__Task requirements__. Isolate every line in the records below with "this" in it.

__Pages as source code__.
____

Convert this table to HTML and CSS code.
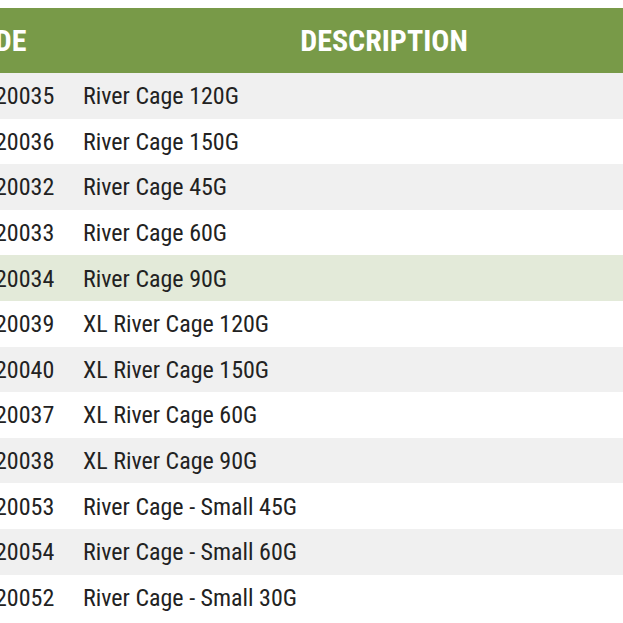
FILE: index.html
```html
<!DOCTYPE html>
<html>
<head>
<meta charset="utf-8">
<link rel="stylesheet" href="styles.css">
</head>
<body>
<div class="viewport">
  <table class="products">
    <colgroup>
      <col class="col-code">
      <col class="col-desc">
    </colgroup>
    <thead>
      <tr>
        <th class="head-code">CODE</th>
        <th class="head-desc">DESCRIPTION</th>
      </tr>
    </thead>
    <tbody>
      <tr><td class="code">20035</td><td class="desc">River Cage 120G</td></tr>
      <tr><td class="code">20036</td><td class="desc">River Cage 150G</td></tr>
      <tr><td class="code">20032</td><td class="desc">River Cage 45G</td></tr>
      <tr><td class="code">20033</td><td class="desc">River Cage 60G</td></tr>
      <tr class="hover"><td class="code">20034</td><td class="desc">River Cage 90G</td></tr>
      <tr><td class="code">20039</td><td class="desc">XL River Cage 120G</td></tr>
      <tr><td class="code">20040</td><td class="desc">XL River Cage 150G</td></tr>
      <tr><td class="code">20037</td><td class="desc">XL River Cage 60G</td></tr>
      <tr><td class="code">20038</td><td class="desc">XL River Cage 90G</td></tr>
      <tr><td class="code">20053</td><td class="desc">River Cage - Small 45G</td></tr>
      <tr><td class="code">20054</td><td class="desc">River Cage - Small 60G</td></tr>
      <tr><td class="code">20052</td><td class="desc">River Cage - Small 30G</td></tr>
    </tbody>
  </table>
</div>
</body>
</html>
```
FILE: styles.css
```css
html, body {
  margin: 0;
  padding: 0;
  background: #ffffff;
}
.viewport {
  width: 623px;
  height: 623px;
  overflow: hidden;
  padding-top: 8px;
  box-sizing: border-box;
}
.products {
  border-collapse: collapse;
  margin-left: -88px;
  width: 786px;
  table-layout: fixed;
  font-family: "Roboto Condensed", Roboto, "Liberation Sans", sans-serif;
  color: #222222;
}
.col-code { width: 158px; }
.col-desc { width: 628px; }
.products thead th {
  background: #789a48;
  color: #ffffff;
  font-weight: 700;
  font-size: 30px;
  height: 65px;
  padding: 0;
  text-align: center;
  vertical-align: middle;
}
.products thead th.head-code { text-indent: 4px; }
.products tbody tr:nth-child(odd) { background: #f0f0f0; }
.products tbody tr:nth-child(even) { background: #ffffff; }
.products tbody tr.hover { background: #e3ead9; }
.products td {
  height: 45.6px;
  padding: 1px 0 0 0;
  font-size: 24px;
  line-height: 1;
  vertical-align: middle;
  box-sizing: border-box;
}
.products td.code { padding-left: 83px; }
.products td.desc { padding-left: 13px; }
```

____

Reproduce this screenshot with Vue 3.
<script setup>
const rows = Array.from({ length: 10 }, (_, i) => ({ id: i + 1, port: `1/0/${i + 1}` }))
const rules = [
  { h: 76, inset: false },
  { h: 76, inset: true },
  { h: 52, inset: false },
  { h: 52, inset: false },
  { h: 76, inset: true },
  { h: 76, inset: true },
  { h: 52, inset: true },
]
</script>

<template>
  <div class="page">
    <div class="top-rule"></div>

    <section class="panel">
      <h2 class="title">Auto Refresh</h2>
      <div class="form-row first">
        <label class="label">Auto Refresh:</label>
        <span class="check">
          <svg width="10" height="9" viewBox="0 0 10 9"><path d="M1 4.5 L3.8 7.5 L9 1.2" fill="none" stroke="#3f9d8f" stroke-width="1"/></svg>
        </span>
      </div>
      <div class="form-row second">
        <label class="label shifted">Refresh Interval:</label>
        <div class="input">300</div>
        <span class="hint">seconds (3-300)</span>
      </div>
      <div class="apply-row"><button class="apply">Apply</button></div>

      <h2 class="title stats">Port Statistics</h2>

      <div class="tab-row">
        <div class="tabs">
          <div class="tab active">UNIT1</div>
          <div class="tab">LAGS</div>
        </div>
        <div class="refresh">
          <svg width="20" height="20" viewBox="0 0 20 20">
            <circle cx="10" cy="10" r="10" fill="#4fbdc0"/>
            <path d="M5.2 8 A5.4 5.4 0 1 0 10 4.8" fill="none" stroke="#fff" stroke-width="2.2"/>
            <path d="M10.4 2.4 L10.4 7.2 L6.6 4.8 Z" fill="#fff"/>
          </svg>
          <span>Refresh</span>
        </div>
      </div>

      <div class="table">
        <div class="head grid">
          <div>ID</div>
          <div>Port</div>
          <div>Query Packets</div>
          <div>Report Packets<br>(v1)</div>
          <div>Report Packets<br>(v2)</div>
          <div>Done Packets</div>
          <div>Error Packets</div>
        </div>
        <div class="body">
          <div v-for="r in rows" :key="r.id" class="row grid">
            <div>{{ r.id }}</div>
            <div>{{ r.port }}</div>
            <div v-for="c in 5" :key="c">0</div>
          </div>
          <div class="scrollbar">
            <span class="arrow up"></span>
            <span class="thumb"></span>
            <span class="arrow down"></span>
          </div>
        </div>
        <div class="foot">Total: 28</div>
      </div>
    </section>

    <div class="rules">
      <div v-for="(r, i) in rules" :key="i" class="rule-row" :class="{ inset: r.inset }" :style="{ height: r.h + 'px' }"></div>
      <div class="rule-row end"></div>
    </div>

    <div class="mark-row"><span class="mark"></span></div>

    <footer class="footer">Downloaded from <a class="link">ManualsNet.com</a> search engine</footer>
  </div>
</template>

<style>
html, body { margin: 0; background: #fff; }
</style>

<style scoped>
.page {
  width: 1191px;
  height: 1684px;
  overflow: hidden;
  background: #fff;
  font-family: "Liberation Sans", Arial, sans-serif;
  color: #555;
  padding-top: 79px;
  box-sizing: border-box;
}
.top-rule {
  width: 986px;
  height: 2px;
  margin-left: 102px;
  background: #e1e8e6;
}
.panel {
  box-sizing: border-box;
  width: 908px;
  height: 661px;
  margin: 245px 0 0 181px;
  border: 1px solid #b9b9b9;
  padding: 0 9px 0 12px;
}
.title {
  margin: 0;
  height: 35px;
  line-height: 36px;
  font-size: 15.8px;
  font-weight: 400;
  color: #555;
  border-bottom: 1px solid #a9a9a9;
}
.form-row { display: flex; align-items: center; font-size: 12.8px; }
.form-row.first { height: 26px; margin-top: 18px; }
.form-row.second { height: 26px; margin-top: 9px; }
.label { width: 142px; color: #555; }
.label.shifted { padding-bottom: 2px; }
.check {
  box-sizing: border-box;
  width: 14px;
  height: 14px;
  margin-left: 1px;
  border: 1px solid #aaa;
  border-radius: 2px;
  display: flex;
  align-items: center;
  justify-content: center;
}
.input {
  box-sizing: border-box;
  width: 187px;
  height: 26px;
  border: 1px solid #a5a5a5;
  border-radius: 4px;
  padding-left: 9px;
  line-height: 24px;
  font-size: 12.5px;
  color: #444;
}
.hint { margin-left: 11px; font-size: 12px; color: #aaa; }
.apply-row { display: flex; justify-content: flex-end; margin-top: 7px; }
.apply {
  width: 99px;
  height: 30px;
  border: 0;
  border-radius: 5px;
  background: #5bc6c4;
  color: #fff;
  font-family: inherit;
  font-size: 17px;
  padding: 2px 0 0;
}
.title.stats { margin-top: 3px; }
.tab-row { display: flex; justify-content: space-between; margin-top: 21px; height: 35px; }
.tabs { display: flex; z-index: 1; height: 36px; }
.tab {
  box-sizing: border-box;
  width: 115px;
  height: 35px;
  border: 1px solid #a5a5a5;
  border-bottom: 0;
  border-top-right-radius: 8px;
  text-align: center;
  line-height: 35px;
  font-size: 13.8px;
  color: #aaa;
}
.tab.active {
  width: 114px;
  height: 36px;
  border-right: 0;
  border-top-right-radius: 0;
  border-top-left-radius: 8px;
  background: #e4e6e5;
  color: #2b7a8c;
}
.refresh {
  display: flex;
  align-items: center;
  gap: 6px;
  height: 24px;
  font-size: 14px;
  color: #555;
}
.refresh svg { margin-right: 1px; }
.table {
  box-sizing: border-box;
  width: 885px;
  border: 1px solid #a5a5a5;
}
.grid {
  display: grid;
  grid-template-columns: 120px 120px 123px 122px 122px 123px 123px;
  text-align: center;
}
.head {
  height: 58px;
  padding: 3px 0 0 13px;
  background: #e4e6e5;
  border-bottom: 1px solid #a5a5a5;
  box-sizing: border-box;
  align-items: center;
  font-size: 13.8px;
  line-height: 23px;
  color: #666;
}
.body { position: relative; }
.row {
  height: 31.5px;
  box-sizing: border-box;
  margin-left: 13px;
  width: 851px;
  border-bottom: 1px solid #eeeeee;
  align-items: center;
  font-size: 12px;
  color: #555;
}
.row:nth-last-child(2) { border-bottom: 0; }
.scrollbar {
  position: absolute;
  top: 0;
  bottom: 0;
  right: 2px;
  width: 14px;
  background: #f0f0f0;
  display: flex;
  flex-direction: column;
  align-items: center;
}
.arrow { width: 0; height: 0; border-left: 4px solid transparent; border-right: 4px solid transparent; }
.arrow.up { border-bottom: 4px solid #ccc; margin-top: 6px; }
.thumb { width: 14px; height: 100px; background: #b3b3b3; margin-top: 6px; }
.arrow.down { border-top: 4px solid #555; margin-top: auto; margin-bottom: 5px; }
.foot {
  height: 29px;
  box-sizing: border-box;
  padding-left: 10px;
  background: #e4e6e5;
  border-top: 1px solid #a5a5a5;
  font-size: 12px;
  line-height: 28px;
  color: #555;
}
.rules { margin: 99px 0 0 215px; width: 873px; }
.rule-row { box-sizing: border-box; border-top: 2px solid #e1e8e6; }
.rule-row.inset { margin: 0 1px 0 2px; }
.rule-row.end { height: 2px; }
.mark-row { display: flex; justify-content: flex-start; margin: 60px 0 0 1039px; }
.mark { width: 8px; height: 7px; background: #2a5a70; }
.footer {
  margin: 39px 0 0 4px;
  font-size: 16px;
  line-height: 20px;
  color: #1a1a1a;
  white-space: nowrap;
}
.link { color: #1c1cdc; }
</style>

____

__Task solution__.
Convert this table to HTML and CSS code.
Reproduce this screenshot with Vue 3.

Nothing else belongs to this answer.